══ COLLECTED MATERIAL ══

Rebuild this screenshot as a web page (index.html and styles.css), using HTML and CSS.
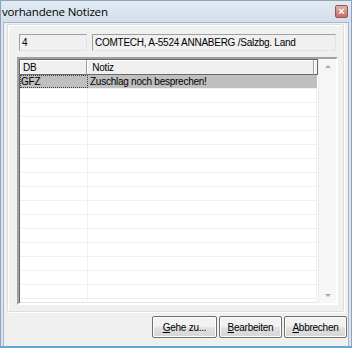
FILE: index.html
```
<html>
<head>
<title>vorhandene Notizen</title>
<link rel="stylesheet" href="styles.css">
</head>
<body>
  <div class="window">
    <div class="titlebar">
      <span class="title">vorhandene Notizen</span>
      <span class="close">&times;</span>
    </div>
    <div class="client">
      <div class="group">
        <div class="fields">
          <div class="field field-id">4</div>
          <div class="field field-name">COMTECH, A-5524 ANNABERG /Salzbg. Land</div>
        </div>
        <div class="list">
          <div class="list-main">
            <div class="list-head">
              <div class="hcol col-db">DB</div>
              <div class="hcol col-notiz">Notiz</div>
              <div class="hcol col-rest"></div>
            </div>
            <div class="rows">
              <div class="row selected"><div class="cell col-db focus">GFZ</div><div class="cell col-notiz">Zuschlag noch besprechen!</div></div>
              <div class="row"><div class="cell col-db"></div><div class="cell col-notiz"></div></div>
              <div class="row"><div class="cell col-db"></div><div class="cell col-notiz"></div></div>
              <div class="row"><div class="cell col-db"></div><div class="cell col-notiz"></div></div>
              <div class="row"><div class="cell col-db"></div><div class="cell col-notiz"></div></div>
              <div class="row"><div class="cell col-db"></div><div class="cell col-notiz"></div></div>
              <div class="row"><div class="cell col-db"></div><div class="cell col-notiz"></div></div>
              <div class="row"><div class="cell col-db"></div><div class="cell col-notiz"></div></div>
              <div class="row"><div class="cell col-db"></div><div class="cell col-notiz"></div></div>
              <div class="row"><div class="cell col-db"></div><div class="cell col-notiz"></div></div>
              <div class="row"><div class="cell col-db"></div><div class="cell col-notiz"></div></div>
              <div class="row"><div class="cell col-db"></div><div class="cell col-notiz"></div></div>
              <div class="row"><div class="cell col-db"></div><div class="cell col-notiz"></div></div>
              <div class="row"><div class="cell col-db"></div><div class="cell col-notiz"></div></div>
              <div class="row"><div class="cell col-db"></div><div class="cell col-notiz"></div></div>
              <div class="row"><div class="cell col-db"></div><div class="cell col-notiz"></div></div>
              <div class="row"><div class="cell col-db"></div><div class="cell col-notiz"></div></div>
            </div>
          </div>
          <div class="scrollbar">
            <span class="arrow arrow-up"></span>
            <span class="arrow arrow-down"></span>
          </div>
        </div>
      </div>
      <div class="buttons">
        <div class="btn btn-goto"><u>G</u>ehe zu...</div>
        <div class="btn btn-edit"><u>B</u>earbeiten</div>
        <div class="btn btn-cancel"><u>A</u>bbrechen</div>
      </div>
    </div>
  </div>
</body>
</html>
```
FILE: styles.css
```
html,body { margin: 0; padding: 0; background: #fff; font-family: "Liberation Sans", Arial, sans-serif; font-size: 10px; letter-spacing: -0.25px; color: #000; }

.window { width: 352px; height: 348px; box-sizing: border-box; display: flex; flex-direction: column; background: #d9e4ef; border: 1px solid #8ea3ba; border-bottom: 2px solid #5ea8d6; }
.titlebar { height: 21px; display: flex; align-items: center; justify-content: space-between; padding: 0 2px 0 1px; background: linear-gradient(#e2eaf3, #d3dfeb); }
.title { font-family: "Open Sans", "Noto Sans", sans-serif; font-size: 11.5px; letter-spacing: -0.2px; }
.close { width: 11px; height: 11px; margin-right: 1px; border: 1px solid #8e5a52; border-radius: 2px; background: linear-gradient(#e3b0a6, #c36f64); color: #fff; font-size: 11px; line-height: 10px; text-align: center; font-weight: bold; letter-spacing: 0; }

.client { flex: 1; margin: 0 2px 0 2px; border: 1px solid #a9b6c4; border-bottom: none; background: #f0f0f0; display: flex; flex-direction: column; }
.group { margin: 1px 4px 0 3px; height: 288px; box-sizing: border-box; border: 1px solid #d5dfe5; border-radius: 2px; box-shadow: inset 1px 1px #fff, 1px 1px #fff; padding: 9px 3px 0 9px; display: flex; flex-direction: column; }

.fields { display: flex; gap: 5px; margin: 0 2px 0 2px; }
.field { height: 17px; box-sizing: border-box; border: 1px solid #e3e3e3; border-top-color: #a0a0a0; border-left-color: #a0a0a0; padding: 2px 0 0 2px; white-space: nowrap; overflow: hidden; }
.field-id { width: 68px; }
.field-name { width: 244px; }

.list { margin-top: 6px; width: 321px; height: 248px; box-sizing: border-box; background: #fff; border: 2px solid; border-color: #a0a0a0 #fff #fff #a0a0a0; box-shadow: inset 1px 1px #696969, inset -1px -1px #e3e3e3; display: flex; overflow: hidden; }
.list-main { flex: 1; overflow: hidden; padding: 1px 0 0 1px; }
.list-head { display: flex; height: 15px; }
.hcol { box-sizing: border-box; height: 15px; background: #f0f0f0; border-right: 1px solid #a0a0a0; border-bottom: 1px solid #696969; box-shadow: inset 1px 1px #fff; padding: 2px 0 0 3px; }
.hcol.col-db { width: 68px; }
.hcol.col-notiz { width: 229px; padding-left: 5px; }
.hcol.col-rest { width: 4px; border-right-color: #696969; }

.row { display: flex; height: 14px; box-sizing: border-box; border-bottom: 1px solid #f0f0f0; }
.cell { box-sizing: border-box; height: 13px; border-right: 1px solid #f0f0f0; padding: 0 0 0 1px; line-height: 13px; white-space: nowrap; }
.cell.col-db { width: 68px; }
.cell.col-notiz { width: 229px; padding-left: 2px; }
.row.selected .cell { background: #bfbfbf; border-right-color: #bfbfbf; }
.cell.focus { outline: 1px dotted #404040; outline-offset: -1px; }

.scrollbar { width: 17px; background: #f6f6f6; border-left: 1px solid #ededed; display: flex; flex-direction: column; justify-content: space-between; align-items: center; padding: 6px 0 6px 0; }
.arrow { width: 0; height: 0; border-left: 3px solid transparent; border-right: 3px solid transparent; }
.arrow-up { border-bottom: 3px solid #a8a8a8; }
.arrow-down { border-top: 3px solid #a8a8a8; }

.buttons { display: flex; justify-content: flex-end; gap: 2px; margin: 4px 1px 0 0; }
.btn { height: 22px; box-sizing: border-box; border: 1px solid #707070; border-radius: 2px; background: linear-gradient(#f2f2f2 45%, #e0e0e0 55%, #d6d6d6); box-shadow: inset 0 0 0 1px #fcfcfc; display: flex; align-items: center; justify-content: center; }
.btn-goto { width: 65px; }
.btn-edit { width: 63px; }
.btn-cancel { width: 63px; }
```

═══

WRITTEN INSTRUCTION >>
Copy each line in full and exactly, omitting any picture.

EXERCISE OUTPUT >>
Rebuild this screenshot as a web page (index.html and styles.css), using HTML and CSS.
FILE: index.html
```
<html>
<head>
<title>vorhandene Notizen</title>
<link rel="stylesheet" href="styles.css">
</head>
<body>
  <div class="window">
    <div class="titlebar">
      <span class="title">vorhandene Notizen</span>
      <span class="close">&times;</span>
    </div>
    <div class="client">
      <div class="group">
        <div class="fields">
          <div class="field field-id">4</div>
          <div class="field field-name">COMTECH, A-5524 ANNABERG /Salzbg. Land</div>
        </div>
        <div class="list">
          <div class="list-main">
            <div class="list-head">
              <div class="hcol col-db">DB</div>
              <div class="hcol col-notiz">Notiz</div>
              <div class="hcol col-rest"></div>
            </div>
            <div class="rows">
              <div class="row selected"><div class="cell col-db focus">GFZ</div><div class="cell col-notiz">Zuschlag noch besprechen!</div></div>
              <div class="row"><div class="cell col-db"></div><div class="cell col-notiz"></div></div>
              <div class="row"><div class="cell col-db"></div><div class="cell col-notiz"></div></div>
              <div class="row"><div class="cell col-db"></div><div class="cell col-notiz"></div></div>
              <div class="row"><div class="cell col-db"></div><div class="cell col-notiz"></div></div>
              <div class="row"><div class="cell col-db"></div><div class="cell col-notiz"></div></div>
              <div class="row"><div class="cell col-db"></div><div class="cell col-notiz"></div></div>
              <div class="row"><div class="cell col-db"></div><div class="cell col-notiz"></div></div>
              <div class="row"><div class="cell col-db"></div><div class="cell col-notiz"></div></div>
              <div class="row"><div class="cell col-db"></div><div class="cell col-notiz"></div></div>
              <div class="row"><div class="cell col-db"></div><div class="cell col-notiz"></div></div>
              <div class="row"><div class="cell col-db"></div><div class="cell col-notiz"></div></div>
              <div class="row"><div class="cell col-db"></div><div class="cell col-notiz"></div></div>
              <div class="row"><div class="cell col-db"></div><div class="cell col-notiz"></div></div>
              <div class="row"><div class="cell col-db"></div><div class="cell col-notiz"></div></div>
              <div class="row"><div class="cell col-db"></div><div class="cell col-notiz"></div></div>
              <div class="row"><div class="cell col-db"></div><div class="cell col-notiz"></div></div>
            </div>
          </div>
          <div class="scrollbar">
            <span class="arrow arrow-up"></span>
            <span class="arrow arrow-down"></span>
          </div>
        </div>
      </div>
      <div class="buttons">
        <div class="btn btn-goto"><u>G</u>ehe zu...</div>
        <div class="btn btn-edit"><u>B</u>earbeiten</div>
        <div class="btn btn-cancel"><u>A</u>bbrechen</div>
      </div>
    </div>
  </div>
</body>
</html>
```
FILE: styles.css
```
html,body { margin: 0; padding: 0; background: #fff; font-family: "Liberation Sans", Arial, sans-serif; font-size: 10px; letter-spacing: -0.25px; color: #000; }

.window { width: 352px; height: 348px; box-sizing: border-box; display: flex; flex-direction: column; background: #d9e4ef; border: 1px solid #8ea3ba; border-bottom: 2px solid #5ea8d6; }
.titlebar { height: 21px; display: flex; align-items: center; justify-content: space-between; padding: 0 2px 0 1px; background: linear-gradient(#e2eaf3, #d3dfeb); }
.title { font-family: "Open Sans", "Noto Sans", sans-serif; font-size: 11.5px; letter-spacing: -0.2px; }
.close { width: 11px; height: 11px; margin-right: 1px; border: 1px solid #8e5a52; border-radius: 2px; background: linear-gradient(#e3b0a6, #c36f64); color: #fff; font-size: 11px; line-height: 10px; text-align: center; font-weight: bold; letter-spacing: 0; }

.client { flex: 1; margin: 0 2px 0 2px; border: 1px solid #a9b6c4; border-bottom: none; background: #f0f0f0; display: flex; flex-direction: column; }
.group { margin: 1px 4px 0 3px; height: 288px; box-sizing: border-box; border: 1px solid #d5dfe5; border-radius: 2px; box-shadow: inset 1px 1px #fff, 1px 1px #fff; padding: 9px 3px 0 9px; display: flex; flex-direction: column; }

.fields { display: flex; gap: 5px; margin: 0 2px 0 2px; }
.field { height: 17px; box-sizing: border-box; border: 1px solid #e3e3e3; border-top-color: #a0a0a0; border-left-color: #a0a0a0; padding: 2px 0 0 2px; white-space: nowrap; overflow: hidden; }
.field-id { width: 68px; }
.field-name { width: 244px; }

.list { margin-top: 6px; width: 321px; height: 248px; box-sizing: border-box; background: #fff; border: 2px solid; border-color: #a0a0a0 #fff #fff #a0a0a0; box-shadow: inset 1px 1px #696969, inset -1px -1px #e3e3e3; display: flex; overflow: hidden; }
.list-main { flex: 1; overflow: hidden; padding: 1px 0 0 1px; }
.list-head { display: flex; height: 15px; }
.hcol { box-sizing: border-box; height: 15px; background: #f0f0f0; border-right: 1px solid #a0a0a0; border-bottom: 1px solid #696969; box-shadow: inset 1px 1px #fff; padding: 2px 0 0 3px; }
.hcol.col-db { width: 68px; }
.hcol.col-notiz { width: 229px; padding-left: 5px; }
.hcol.col-rest { width: 4px; border-right-color: #696969; }

.row { display: flex; height: 14px; box-sizing: border-box; border-bottom: 1px solid #f0f0f0; }
.cell { box-sizing: border-box; height: 13px; border-right: 1px solid #f0f0f0; padding: 0 0 0 1px; line-height: 13px; white-space: nowrap; }
.cell.col-db { width: 68px; }
.cell.col-notiz { width: 229px; padding-left: 2px; }
.row.selected .cell { background: #bfbfbf; border-right-color: #bfbfbf; }
.cell.focus { outline: 1px dotted #404040; outline-offset: -1px; }

.scrollbar { width: 17px; background: #f6f6f6; border-left: 1px solid #ededed; display: flex; flex-direction: column; justify-content: space-between; align-items: center; padding: 6px 0 6px 0; }
.arrow { width: 0; height: 0; border-left: 3px solid transparent; border-right: 3px solid transparent; }
.arrow-up { border-bottom: 3px solid #a8a8a8; }
.arrow-down { border-top: 3px solid #a8a8a8; }

.buttons { display: flex; justify-content: flex-end; gap: 2px; margin: 4px 1px 0 0; }
.btn { height: 22px; box-sizing: border-box; border: 1px solid #707070; border-radius: 2px; background: linear-gradient(#f2f2f2 45%, #e0e0e0 55%, #d6d6d6); box-shadow: inset 0 0 0 1px #fcfcfc; display: flex; align-items: center; justify-content: center; }
.btn-goto { width: 65px; }
.btn-edit { width: 63px; }
.btn-cancel { width: 63px; }
```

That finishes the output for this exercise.